Mais discretos no mercado estão os principais colossos espanhóis, Real Madrid e Barcelona, habituais presenças no ranking dos mais gastadores. Algo que poderá mudar drasticamente nos próximos dias ou semanas. Para já, o Atlético de Madrid tem sido o emblema espanhol mais activo nesta bolsa negocial, depois de ter despendido 36 milhões de euros a contratar o extremo Vitolo ao Sevilha. Um jogador que não poderá utilizar até Janeiro de 2018, na sequência de um castigo da FIFA que impede o clube de inscrever novos jogadores até essa data. Vitolo será, entretanto, emprestado ao Las Palmas.

Receitas impensáveis

Se as “loucuras” cometidas no mercado de transferências tornam praticamente impossível aos clubes com menos argumentos monetários manter as suas pérolas, possibilita-lhes também encaixes financeiros impensáveis há alguns anos. É o caso do Benfica que, com a venda dos passes de três jogadores, amealhou 105 milhões de euros. Um recorde em Portugal. Só o Manchester City e o Manchester United transferiram para os cofres da Luz 75 milhões pelas aquisições do guarda-redes Ederson (40M) e do defesa central Lindelof (35M), respectivamente. Montante a que se juntam os 30,5 milhões que o Barcelona pagou pelo jovem defesa direito Nélson Semedo.

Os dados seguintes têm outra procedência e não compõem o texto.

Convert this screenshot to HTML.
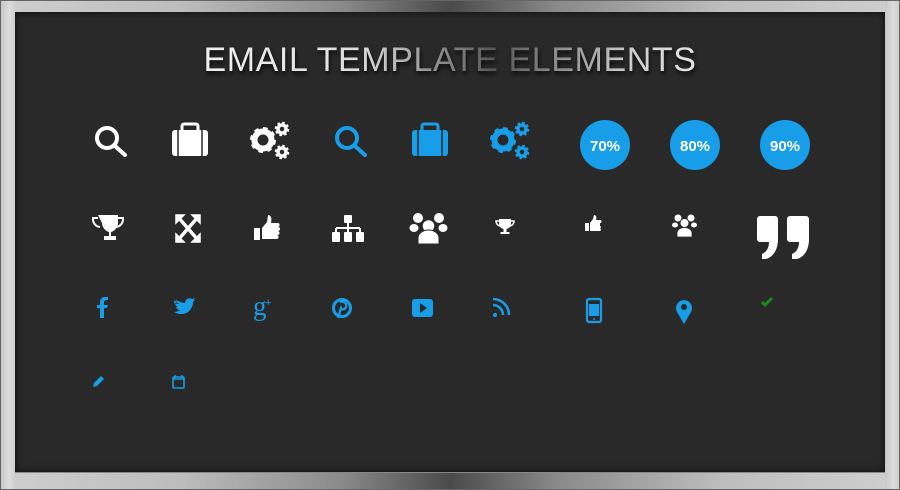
<!DOCTYPE html>
<html><head><meta charset="utf-8"><style>
html,body{margin:0;padding:0;width:900px;height:490px;overflow:hidden;background:#555}
.frame{position:absolute;left:0;top:0;width:900px;height:490px;
background:linear-gradient(90deg,#cfcfcf 0%,#bdbdbd 20%,#8a8a8a 38%,#4a4a4a 50%,#8a8a8a 62%,#bdbdbd 80%,#cfcfcf 100%);}
.frame:before{content:"";position:absolute;left:0;top:0;right:0;bottom:0;box-shadow:inset 0 0 0 1px #666;}
.side{position:absolute;top:1px;bottom:1px;width:14px;background:linear-gradient(90deg,#c8c8c8,#dcdcdc 60%,#cfcfcf)}
.panel{position:absolute;left:15px;top:12px;width:870px;height:460px;background:#292929;
box-shadow:inset 0 0 8px rgba(0,0,0,.7);border-bottom:1px solid #888}
.title{position:absolute;left:0;width:900px;top:41px;text-align:center;font-family:"Liberation Sans",sans-serif;
font-size:34px;letter-spacing:0.6px;font-weight:normal;
background:linear-gradient(90deg,#eee 25%,#ddd 40%,#555 55%,#ccc 70%,#eee 80%);-webkit-background-clip:text;background-clip:text;color:transparent;
filter:drop-shadow(1px 3px 2px rgba(0,0,0,.8))}
svg{position:absolute;left:0;top:0}
.pct{font-family:"Liberation Sans",sans-serif;font-weight:bold;font-size:15px;fill:#fff}
</style></head><body>
<div class="frame"><div class="side" style="left:1px"></div><div class="side" style="right:1px"></div></div>
<div class="panel"></div>
<div class="title">EMAIL TEMPLATE ELEMENTS</div>
<svg width="900" height="490" viewBox="0 0 900 490">
<!-- row 1 -->
<g fill="none" stroke="#fff" stroke-width="4" stroke-linecap="round"><circle cx="107" cy="138" r="10"/><line x1="115" y1="146" x2="125" y2="155"/></g>
<g fill="#fff"><rect x="172" y="130" width="36" height="26" rx="3"/><rect x="182" y="124" width="16" height="8" rx="2" fill="none" stroke="#fff" stroke-width="3"/></g>
<g stroke="#292929" stroke-width="1.5"><line x1="178" y1="130" x2="178" y2="156"/><line x1="202" y1="130" x2="202" y2="156"/></g>
<g>
<circle cx="263" cy="140" r="8.5" fill="none" stroke="#fff" stroke-width="6"/>
<circle cx="263" cy="140" r="11" fill="none" stroke="#fff" stroke-width="4" stroke-dasharray="4.3 4.3"/>
<circle cx="282" cy="129" r="4" fill="none" stroke="#fff" stroke-width="3.5"/>
<circle cx="282" cy="129" r="6" fill="none" stroke="#fff" stroke-width="2.5" stroke-dasharray="2.5 2.2"/>
<circle cx="282" cy="152" r="4" fill="none" stroke="#fff" stroke-width="3.5"/>
<circle cx="282" cy="152" r="6" fill="none" stroke="#fff" stroke-width="2.5" stroke-dasharray="2.5 2.2"/>
</g>
<g fill="none" stroke="#189ee8" stroke-width="4" stroke-linecap="round"><circle cx="347" cy="138" r="10"/><line x1="355" y1="146" x2="365" y2="155"/></g>
<g fill="#189ee8"><rect x="412" y="130" width="36" height="26" rx="3"/><rect x="422" y="124" width="16" height="8" rx="2" fill="none" stroke="#189ee8" stroke-width="3"/></g>
<g stroke="#292929" stroke-width="1.5"><line x1="418" y1="130" x2="418" y2="156"/><line x1="442" y1="130" x2="442" y2="156"/></g>
<g>
<circle cx="503" cy="140" r="8.5" fill="none" stroke="#189ee8" stroke-width="6"/>
<circle cx="503" cy="140" r="11" fill="none" stroke="#189ee8" stroke-width="4" stroke-dasharray="4.3 4.3"/>
<circle cx="522" cy="129" r="4" fill="none" stroke="#189ee8" stroke-width="3.5"/>
<circle cx="522" cy="129" r="6" fill="none" stroke="#189ee8" stroke-width="2.5" stroke-dasharray="2.5 2.2"/>
<circle cx="522" cy="152" r="4" fill="none" stroke="#189ee8" stroke-width="3.5"/>
<circle cx="522" cy="152" r="6" fill="none" stroke="#189ee8" stroke-width="2.5" stroke-dasharray="2.5 2.2"/>
</g>
<circle cx="605" cy="145" r="25" fill="#189ee8"/><text class="pct" x="605" y="151" text-anchor="middle">70%</text>
<circle cx="695" cy="145" r="25" fill="#189ee8"/><text class="pct" x="695" y="151" text-anchor="middle">80%</text>
<circle cx="785" cy="145" r="25" fill="#189ee8"/><text class="pct" x="785" y="151" text-anchor="middle">90%</text>
<!-- row 2 -->
<g fill="#fff">
<path d="M98 215h20v8a10 10 0 0 1-7 9v4h5v4h-12v-4h5v-4a10 10 0 0 1-7-9z"/>
<path d="M98 218h-5a8 8 0 0 0 7 9" fill="none" stroke="#fff" stroke-width="2"/>
<path d="M118 218h5a8 8 0 0 1-7 9" fill="none" stroke="#fff" stroke-width="2"/>
</g>
<g stroke="#fff" stroke-width="3.5" fill="#fff"><line x1="178" y1="217" x2="198" y2="240"/><line x1="198" y1="217" x2="178" y2="240"/>
<path d="M176 215h8l-8 8z M200 215h-8l8 8z M176 242h8l-8-8z M200 242h-8l8-8z" stroke-width="1.5"/></g>
<g fill="#fff"><rect x="254" y="228" width="6" height="12"/><path d="M262 228l5-6 1-7c3 0 4 3 3 8h6a2 2 0 0 1 1 4 2 2 0 0 1 0 4 2 2 0 0 1-1 4 2 2 0 0 1-1 4h-14z"/></g>
<g fill="#fff"><rect x="344" y="215" width="8" height="8" rx="1"/><path d="M348 223v5M336 228h24M336 228v4M348 228v4M360 228v4" stroke="#fff" stroke-width="2"/>
<rect x="332" y="232" width="8" height="10" rx="1"/><rect x="344" y="232" width="8" height="10" rx="1"/><rect x="356" y="232" width="8" height="10" rx="1"/></g>
<g fill="#fff"><circle cx="418" cy="218" r="5"/><circle cx="439" cy="218" r="5"/><ellipse cx="414" cy="228" rx="4.5" ry="4"/><ellipse cx="443" cy="228" rx="4.5" ry="4"/>
<circle cx="428.5" cy="226" r="6.5" stroke="#292929" stroke-width="1.5"/><path d="M418 244v-6a10.5 8 0 0 1 21 0v6z" stroke="#292929" stroke-width="1"/></g>
<g fill="#fff"><path d="M499 219h12v5a6 6 0 0 1-4.5 5v3h3v2h-9v-2h3v-3a6 6 0 0 1-4.5-5z"/><path d="M499 221h-3a5 5 0 0 0 4 5M511 221h3a5 5 0 0 1-4 5" fill="none" stroke="#fff" stroke-width="1.5"/></g>
<g fill="#fff"><rect x="585" y="223" width="4" height="8"/><path d="M590 223l3-4 1-4c2 0 3 2 2 5h4a1.5 1.5 0 0 1 0 3v3a1.3 1.3 0 0 1 0 2.5 1.3 1.3 0 0 1-1 2.5h-9z"/></g>
<g fill="#fff"><circle cx="678" cy="218" r="3.5"/><circle cx="691" cy="218" r="3.5"/><ellipse cx="675" cy="225" rx="3" ry="2.5"/><ellipse cx="694" cy="225" rx="3" ry="2.5"/>
<circle cx="684.5" cy="223" r="4.5" stroke="#292929" stroke-width="1"/><path d="M677 237v-4a7.5 5.5 0 0 1 15 0v4z" stroke="#292929" stroke-width="0.8"/></g>
<g fill="#fff"><path d="M760 216h15a3 3 0 0 1 3 3v20c0 11-5 18-12 20h-4v-5c5-2 7-7 7-12h-9a3 3 0 0 1-3-3v-20a3 3 0 0 1 3-3z"/>
<path d="M790 216h16a3 3 0 0 1 3 3v20c0 11-5 18-12 20h-5v-5c5-2 7-7 7-12h-9a3 3 0 0 1-3-3v-20a3 3 0 0 1 3-3z"/></g>
<!-- row 3 -->
<path d="M100 318v-10h-3v-3h3v-3c0-3 2-5 5-5h3v3h-2c-1 0-2 1-2 2v3h4l-1 3h-3v10z" fill="#189ee8"/>
<path d="M174 303c2 1 4 1 5 1-2-1-3-3-3-4 2 1 6 3 9 3 0-4 4-6 7-4 1 0 2-1 3-1-1 1-1 2-2 2h2l-2 2c0 7-6 13-13 12-2 0-4-1-6-2 2 0 5-1 6-2-2 0-3-1-4-3h2c-2-1-3-2-3-4h2c-1-1-2-2-2-4z" fill="#189ee8"/>
<text x="253" y="315" font-family="Liberation Serif,serif" font-size="27" fill="#189ee8">g</text><text x="265" y="306" font-family="Liberation Sans,sans-serif" font-size="11" fill="#189ee8">+</text>
<circle cx="342" cy="308" r="8.5" fill="none" stroke="#189ee8" stroke-width="3"/><path d="M340 302c5-1 7 2 6 5-1 3-4 3-5 1l-3 10" fill="none" stroke="#189ee8" stroke-width="2.2"/>
<rect x="412" y="299" width="21" height="18" rx="3" fill="#189ee8"/><path d="M420 303v10l7-5z" fill="#292929"/>
<g fill="#189ee8"><circle cx="495" cy="315" r="2"/><path d="M493 305a10 10 0 0 1 10 10" fill="none" stroke="#189ee8" stroke-width="2.5"/><path d="M493 299a16 16 0 0 1 16 16" fill="none" stroke="#189ee8" stroke-width="2.5"/></g>
<rect x="587" y="299" width="14" height="23" rx="2" fill="none" stroke="#189ee8" stroke-width="2.2"/><rect x="589" y="304" width="10" height="12" fill="#189ee8"/><circle cx="594" cy="319" r="1" fill="#189ee8"/>
<path d="M684 324l-7-12a8 8 0 1 1 14 0z" fill="#189ee8"/><circle cx="684" cy="307" r="3" fill="#292929"/>
<path d="M762 302l3 3 7-7" fill="none" stroke="#1a8a1a" stroke-width="3"/>
<!-- row 4 -->
<path d="M93 387l1-4 7-7 3 3-7 7z" fill="#189ee8"/>
<rect x="173" y="377" width="11" height="11" rx="1" fill="none" stroke="#189ee8" stroke-width="1.6"/><path d="M175 375v3M182 375v3M173 379h11" stroke="#189ee8" stroke-width="1.4"/>
</svg>
</body></html>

A cerca de 40 dias do encerramento do mercado de Verão e com a especulação crescente sobre algumas das maiores estrelas a jogar na Europa, são esperados mais e maiores devaneios. Entre os protagonistas de potenciais negócios delirantes está o brasileiro Neymar, por quem os franceses do PSG poderão chegar à absurda quantia de 222 milhões para o resgatar ao Barcelona. Mas também o franco camaronês do Mónaco Kylian Mbappé, pretendido pelos maiores “tubarões” do continente e por quem o clube do principado exigirá um montante mínimo de 190M.